* **EXERCISE BRIEF**
In the records below, reproduce exactly the lines from the one containing "Generate a component" through the one containing "import React from 'react';", both included, and omit the pictures.

* **Saved entries**
- - -

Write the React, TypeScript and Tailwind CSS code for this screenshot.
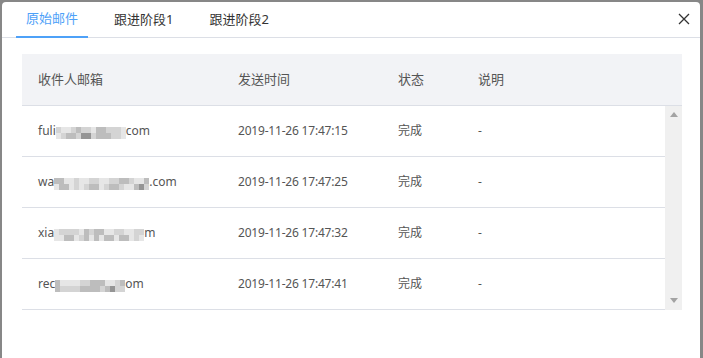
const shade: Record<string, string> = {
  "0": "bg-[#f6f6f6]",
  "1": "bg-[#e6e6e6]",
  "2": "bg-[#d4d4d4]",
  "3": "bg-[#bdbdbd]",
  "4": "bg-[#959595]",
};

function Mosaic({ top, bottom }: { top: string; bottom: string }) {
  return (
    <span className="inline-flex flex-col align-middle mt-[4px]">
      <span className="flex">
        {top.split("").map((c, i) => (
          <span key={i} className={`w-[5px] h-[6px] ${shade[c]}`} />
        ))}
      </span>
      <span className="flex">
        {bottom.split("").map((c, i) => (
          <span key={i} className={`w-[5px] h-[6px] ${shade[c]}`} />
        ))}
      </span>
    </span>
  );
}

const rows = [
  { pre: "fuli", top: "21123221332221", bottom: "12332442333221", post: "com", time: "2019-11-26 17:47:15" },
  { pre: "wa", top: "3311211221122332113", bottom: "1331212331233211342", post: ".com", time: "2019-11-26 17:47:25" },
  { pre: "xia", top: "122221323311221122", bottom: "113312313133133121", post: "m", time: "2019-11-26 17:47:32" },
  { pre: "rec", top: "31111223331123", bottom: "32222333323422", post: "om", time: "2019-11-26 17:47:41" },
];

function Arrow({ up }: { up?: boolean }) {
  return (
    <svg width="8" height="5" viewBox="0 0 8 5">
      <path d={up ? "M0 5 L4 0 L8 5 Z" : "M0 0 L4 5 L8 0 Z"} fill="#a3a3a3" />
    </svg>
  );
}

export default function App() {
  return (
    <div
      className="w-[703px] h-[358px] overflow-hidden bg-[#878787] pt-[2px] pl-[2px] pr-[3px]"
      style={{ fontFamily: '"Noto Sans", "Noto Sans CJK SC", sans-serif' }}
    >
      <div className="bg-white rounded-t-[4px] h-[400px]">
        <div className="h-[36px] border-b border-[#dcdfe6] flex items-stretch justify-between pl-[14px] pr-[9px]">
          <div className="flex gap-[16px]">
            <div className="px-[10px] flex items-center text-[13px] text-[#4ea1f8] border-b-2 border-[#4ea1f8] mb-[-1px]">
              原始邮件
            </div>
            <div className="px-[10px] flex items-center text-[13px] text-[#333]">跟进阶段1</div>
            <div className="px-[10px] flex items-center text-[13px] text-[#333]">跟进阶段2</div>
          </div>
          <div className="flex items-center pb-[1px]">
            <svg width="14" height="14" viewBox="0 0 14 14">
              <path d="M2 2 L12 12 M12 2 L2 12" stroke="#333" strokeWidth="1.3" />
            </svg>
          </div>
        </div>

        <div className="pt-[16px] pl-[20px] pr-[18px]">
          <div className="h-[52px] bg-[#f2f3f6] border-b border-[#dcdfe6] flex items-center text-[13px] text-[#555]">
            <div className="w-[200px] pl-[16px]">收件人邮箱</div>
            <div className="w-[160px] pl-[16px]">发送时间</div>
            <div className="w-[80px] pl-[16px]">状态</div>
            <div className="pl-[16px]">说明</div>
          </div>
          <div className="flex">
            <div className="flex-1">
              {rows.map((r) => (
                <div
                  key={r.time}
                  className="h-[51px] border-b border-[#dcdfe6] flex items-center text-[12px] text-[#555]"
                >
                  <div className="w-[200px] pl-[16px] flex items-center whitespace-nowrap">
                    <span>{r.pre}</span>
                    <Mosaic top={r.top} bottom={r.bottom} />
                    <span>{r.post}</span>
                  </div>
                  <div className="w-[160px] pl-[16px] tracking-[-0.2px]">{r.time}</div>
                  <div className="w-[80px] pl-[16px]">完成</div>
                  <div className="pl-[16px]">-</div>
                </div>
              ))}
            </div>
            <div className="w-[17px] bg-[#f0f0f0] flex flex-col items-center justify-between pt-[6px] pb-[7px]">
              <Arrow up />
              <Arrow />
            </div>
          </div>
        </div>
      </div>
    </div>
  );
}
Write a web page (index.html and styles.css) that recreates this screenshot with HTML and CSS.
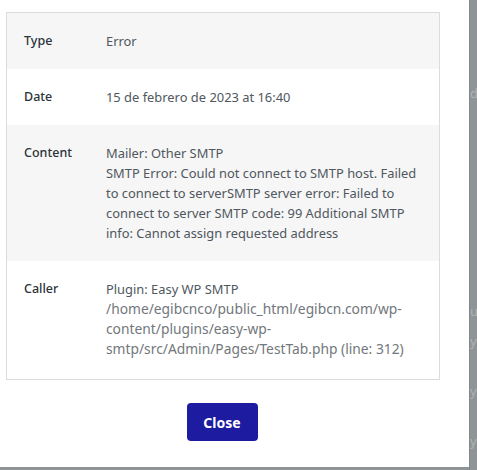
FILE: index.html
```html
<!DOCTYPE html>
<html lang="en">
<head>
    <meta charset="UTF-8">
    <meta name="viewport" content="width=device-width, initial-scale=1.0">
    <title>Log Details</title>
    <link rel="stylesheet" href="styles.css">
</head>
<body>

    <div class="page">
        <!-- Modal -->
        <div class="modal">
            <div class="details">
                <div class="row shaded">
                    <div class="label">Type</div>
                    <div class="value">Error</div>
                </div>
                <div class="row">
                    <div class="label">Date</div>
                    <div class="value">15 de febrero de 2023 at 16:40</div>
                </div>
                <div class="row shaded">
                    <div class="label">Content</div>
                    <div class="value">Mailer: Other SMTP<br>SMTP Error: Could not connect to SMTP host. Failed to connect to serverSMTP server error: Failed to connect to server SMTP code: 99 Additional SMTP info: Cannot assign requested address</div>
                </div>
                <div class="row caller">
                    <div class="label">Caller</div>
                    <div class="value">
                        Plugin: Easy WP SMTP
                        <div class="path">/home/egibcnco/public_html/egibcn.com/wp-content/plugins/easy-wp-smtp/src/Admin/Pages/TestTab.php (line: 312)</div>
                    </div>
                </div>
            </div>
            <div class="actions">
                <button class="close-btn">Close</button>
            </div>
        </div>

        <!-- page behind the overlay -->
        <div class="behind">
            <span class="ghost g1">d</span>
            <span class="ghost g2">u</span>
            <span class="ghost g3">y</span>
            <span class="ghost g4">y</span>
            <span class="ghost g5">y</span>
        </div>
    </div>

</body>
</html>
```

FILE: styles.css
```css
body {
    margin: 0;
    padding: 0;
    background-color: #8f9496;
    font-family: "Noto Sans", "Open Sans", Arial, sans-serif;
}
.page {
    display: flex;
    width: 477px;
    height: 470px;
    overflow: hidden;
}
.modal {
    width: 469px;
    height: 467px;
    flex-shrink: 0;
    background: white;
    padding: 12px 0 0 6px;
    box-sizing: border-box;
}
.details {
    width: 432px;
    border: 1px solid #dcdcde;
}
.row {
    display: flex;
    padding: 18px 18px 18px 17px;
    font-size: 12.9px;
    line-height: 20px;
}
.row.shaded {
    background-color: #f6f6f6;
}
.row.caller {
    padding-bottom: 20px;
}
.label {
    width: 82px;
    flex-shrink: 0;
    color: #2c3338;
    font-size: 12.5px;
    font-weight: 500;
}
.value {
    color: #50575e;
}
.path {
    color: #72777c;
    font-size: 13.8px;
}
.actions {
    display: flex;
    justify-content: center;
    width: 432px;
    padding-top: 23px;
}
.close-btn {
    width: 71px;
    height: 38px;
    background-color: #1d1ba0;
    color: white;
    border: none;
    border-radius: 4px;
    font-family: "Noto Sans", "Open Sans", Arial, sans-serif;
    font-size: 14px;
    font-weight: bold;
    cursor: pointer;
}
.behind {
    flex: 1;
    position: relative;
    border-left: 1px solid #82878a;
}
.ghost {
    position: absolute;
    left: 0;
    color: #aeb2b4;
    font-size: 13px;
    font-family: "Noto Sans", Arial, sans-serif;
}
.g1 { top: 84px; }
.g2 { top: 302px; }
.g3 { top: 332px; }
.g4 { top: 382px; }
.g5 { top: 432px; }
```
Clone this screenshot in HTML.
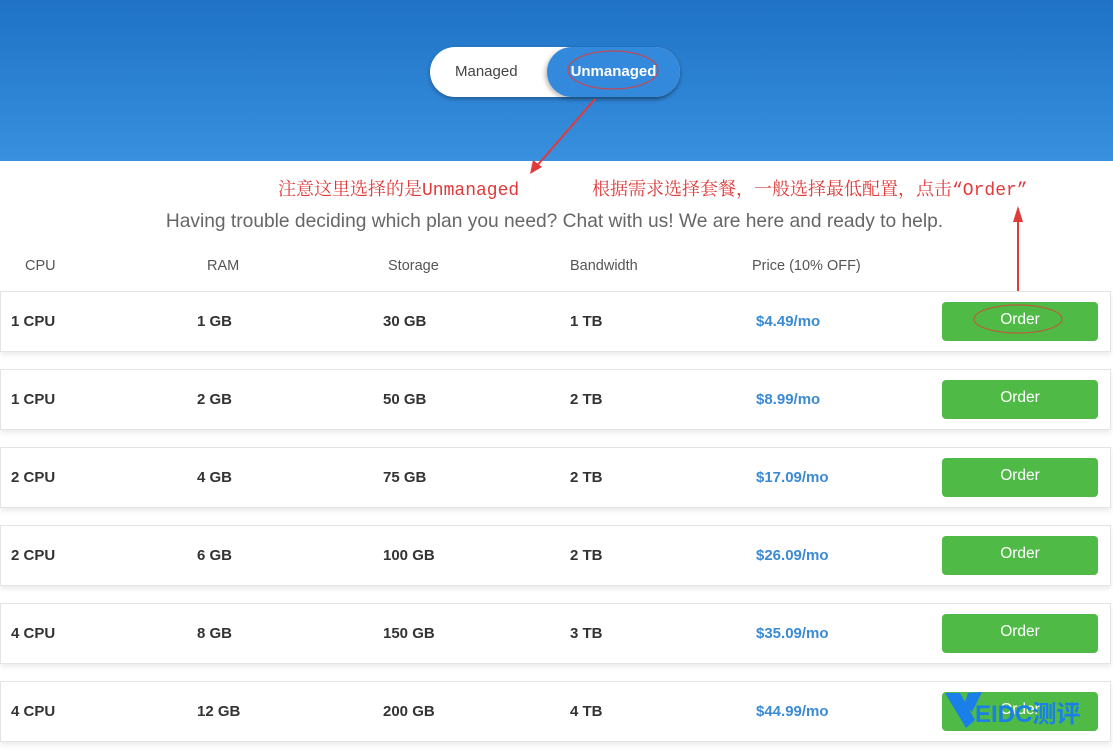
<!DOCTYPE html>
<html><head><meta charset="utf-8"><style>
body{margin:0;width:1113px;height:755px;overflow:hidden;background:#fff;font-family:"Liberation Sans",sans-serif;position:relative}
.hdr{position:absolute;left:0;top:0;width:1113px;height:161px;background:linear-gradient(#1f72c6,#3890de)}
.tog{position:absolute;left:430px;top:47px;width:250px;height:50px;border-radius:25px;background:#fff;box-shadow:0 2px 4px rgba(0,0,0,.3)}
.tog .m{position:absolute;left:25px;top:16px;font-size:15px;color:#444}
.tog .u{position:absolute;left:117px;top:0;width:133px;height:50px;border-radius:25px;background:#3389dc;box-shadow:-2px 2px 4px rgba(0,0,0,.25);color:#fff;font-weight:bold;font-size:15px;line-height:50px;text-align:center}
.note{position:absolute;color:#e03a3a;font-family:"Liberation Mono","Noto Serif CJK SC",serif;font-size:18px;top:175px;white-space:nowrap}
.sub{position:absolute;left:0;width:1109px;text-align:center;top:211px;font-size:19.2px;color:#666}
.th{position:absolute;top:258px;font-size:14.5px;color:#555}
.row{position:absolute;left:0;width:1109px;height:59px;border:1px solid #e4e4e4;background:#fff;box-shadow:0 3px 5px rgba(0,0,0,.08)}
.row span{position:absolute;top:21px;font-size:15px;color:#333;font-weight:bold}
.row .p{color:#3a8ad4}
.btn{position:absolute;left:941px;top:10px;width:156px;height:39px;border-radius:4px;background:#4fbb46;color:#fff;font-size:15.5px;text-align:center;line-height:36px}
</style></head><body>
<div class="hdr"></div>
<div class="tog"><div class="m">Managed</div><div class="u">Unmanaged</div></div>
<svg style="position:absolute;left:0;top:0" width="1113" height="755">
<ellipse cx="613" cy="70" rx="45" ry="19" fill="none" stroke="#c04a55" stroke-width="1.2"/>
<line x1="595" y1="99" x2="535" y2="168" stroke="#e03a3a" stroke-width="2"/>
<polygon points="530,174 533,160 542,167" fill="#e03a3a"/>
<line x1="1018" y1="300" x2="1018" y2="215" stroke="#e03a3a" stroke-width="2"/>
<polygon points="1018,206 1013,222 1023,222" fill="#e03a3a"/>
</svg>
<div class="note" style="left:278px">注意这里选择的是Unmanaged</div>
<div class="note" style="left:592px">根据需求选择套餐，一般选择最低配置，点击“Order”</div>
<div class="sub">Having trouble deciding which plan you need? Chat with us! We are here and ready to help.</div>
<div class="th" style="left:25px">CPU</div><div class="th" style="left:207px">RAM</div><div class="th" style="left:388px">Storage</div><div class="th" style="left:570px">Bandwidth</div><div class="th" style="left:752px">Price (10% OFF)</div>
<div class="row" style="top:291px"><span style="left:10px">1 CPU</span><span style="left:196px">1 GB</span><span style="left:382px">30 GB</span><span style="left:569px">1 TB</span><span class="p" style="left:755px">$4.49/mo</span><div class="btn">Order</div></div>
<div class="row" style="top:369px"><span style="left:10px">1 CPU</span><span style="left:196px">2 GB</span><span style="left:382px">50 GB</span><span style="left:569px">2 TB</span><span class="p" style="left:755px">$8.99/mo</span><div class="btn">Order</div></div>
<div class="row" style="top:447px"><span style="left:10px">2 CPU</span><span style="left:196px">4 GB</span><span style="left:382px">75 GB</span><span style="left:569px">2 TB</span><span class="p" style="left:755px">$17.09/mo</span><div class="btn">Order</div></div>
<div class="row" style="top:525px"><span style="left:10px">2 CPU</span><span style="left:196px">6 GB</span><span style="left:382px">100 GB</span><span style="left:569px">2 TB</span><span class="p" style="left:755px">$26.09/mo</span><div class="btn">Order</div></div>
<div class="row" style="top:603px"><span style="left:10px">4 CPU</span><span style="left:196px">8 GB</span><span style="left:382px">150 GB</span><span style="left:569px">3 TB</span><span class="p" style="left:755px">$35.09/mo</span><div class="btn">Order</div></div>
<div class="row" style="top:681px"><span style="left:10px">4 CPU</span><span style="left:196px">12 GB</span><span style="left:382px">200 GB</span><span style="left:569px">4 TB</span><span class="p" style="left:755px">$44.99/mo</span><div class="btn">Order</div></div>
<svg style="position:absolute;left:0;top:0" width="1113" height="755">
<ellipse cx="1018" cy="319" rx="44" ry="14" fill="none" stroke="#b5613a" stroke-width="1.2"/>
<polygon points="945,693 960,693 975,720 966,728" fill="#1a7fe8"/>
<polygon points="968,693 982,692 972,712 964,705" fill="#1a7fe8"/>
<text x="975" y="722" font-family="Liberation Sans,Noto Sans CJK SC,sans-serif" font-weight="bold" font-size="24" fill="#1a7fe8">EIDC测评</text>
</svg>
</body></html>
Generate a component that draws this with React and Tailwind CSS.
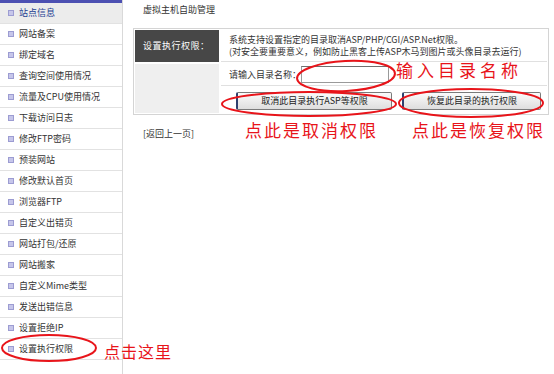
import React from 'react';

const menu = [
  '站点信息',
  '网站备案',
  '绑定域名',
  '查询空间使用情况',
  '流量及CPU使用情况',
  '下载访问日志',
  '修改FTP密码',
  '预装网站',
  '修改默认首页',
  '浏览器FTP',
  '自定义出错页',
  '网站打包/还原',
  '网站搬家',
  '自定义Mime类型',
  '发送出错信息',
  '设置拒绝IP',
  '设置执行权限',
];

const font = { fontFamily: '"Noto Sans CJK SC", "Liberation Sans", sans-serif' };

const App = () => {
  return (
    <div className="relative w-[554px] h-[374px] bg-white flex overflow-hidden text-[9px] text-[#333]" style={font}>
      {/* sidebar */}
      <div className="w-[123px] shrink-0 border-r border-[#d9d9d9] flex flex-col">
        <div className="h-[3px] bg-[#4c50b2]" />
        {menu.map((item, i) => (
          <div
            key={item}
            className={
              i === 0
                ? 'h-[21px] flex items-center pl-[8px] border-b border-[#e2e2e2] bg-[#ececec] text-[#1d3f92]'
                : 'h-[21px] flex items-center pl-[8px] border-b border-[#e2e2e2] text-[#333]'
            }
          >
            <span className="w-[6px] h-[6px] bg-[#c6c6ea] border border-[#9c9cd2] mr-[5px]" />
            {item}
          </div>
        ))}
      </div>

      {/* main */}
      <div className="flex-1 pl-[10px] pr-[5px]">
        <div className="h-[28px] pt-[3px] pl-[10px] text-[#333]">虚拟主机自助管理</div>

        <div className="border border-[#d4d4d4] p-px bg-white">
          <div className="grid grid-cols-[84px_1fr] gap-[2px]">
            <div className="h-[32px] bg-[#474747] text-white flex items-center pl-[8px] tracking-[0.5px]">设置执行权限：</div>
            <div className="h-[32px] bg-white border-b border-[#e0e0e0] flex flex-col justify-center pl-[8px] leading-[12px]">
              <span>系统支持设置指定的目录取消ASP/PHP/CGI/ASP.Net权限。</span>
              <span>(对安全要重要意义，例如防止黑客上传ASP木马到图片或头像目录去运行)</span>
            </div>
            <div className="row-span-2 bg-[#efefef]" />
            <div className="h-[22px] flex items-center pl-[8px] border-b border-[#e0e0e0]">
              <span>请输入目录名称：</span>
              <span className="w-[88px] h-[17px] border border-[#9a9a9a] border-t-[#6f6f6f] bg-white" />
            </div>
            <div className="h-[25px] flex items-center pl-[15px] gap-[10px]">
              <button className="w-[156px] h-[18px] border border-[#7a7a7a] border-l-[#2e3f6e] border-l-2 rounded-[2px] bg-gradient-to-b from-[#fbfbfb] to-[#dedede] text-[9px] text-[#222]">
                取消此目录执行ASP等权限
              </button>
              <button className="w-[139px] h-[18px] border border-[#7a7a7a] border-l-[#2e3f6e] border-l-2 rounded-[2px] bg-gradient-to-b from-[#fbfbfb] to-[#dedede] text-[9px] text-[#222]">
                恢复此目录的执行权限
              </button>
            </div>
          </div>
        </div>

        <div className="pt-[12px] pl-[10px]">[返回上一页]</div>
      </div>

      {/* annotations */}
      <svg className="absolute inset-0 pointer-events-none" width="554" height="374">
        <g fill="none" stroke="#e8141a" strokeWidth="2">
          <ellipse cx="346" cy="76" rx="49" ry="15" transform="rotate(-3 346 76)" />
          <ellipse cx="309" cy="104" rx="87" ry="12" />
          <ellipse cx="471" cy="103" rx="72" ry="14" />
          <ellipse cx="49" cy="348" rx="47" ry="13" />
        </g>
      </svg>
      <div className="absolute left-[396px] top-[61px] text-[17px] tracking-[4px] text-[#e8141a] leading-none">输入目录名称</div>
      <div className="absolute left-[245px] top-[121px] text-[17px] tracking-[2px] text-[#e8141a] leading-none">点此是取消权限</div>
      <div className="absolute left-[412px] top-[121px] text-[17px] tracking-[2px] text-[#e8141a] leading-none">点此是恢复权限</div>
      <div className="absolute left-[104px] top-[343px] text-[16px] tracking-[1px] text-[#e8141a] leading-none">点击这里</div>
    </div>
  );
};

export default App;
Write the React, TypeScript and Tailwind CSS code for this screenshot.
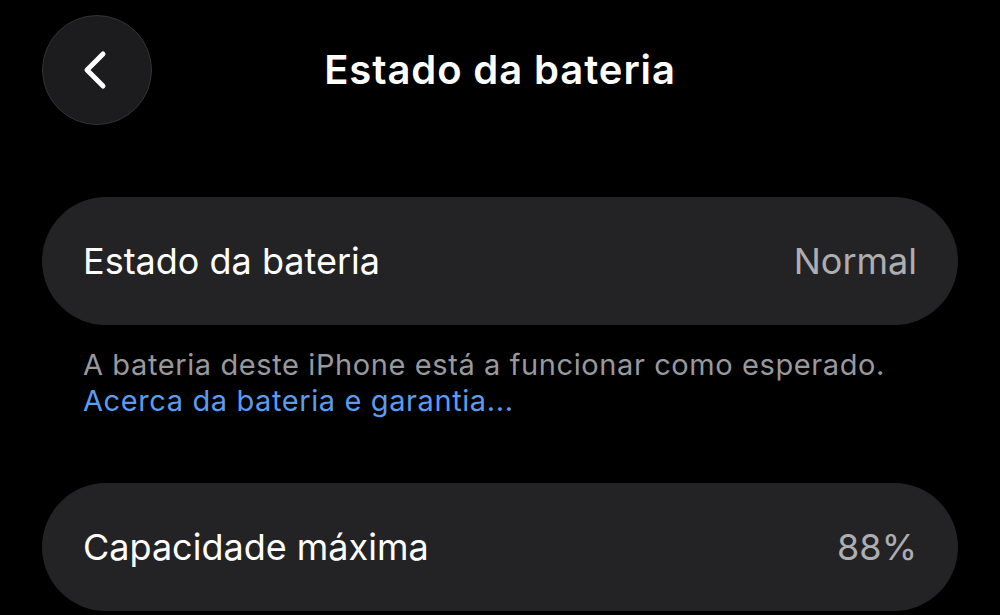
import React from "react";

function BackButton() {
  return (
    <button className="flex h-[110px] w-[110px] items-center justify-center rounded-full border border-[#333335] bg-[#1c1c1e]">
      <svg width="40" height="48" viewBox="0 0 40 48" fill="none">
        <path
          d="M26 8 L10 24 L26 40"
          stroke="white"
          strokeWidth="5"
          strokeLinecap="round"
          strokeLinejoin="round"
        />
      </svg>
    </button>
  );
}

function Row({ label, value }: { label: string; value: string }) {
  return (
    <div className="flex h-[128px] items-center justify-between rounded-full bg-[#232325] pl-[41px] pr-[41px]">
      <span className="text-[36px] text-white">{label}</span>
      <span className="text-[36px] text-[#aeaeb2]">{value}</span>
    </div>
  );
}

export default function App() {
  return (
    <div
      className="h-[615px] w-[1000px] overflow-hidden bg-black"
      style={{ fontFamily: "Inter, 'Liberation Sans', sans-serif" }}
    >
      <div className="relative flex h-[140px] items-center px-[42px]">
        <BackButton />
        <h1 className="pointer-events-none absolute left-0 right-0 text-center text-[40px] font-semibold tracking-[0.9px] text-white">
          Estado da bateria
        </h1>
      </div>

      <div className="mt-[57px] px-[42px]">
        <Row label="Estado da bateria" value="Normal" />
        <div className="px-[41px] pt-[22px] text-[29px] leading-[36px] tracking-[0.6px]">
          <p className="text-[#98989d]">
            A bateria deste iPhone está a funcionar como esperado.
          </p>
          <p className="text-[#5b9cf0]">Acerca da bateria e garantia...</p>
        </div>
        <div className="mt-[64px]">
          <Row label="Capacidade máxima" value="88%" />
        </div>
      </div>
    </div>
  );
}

- - -

* **WRITTEN REPLY**
Generate a component that draws this with React and Tailwind CSS.
import React from 'react';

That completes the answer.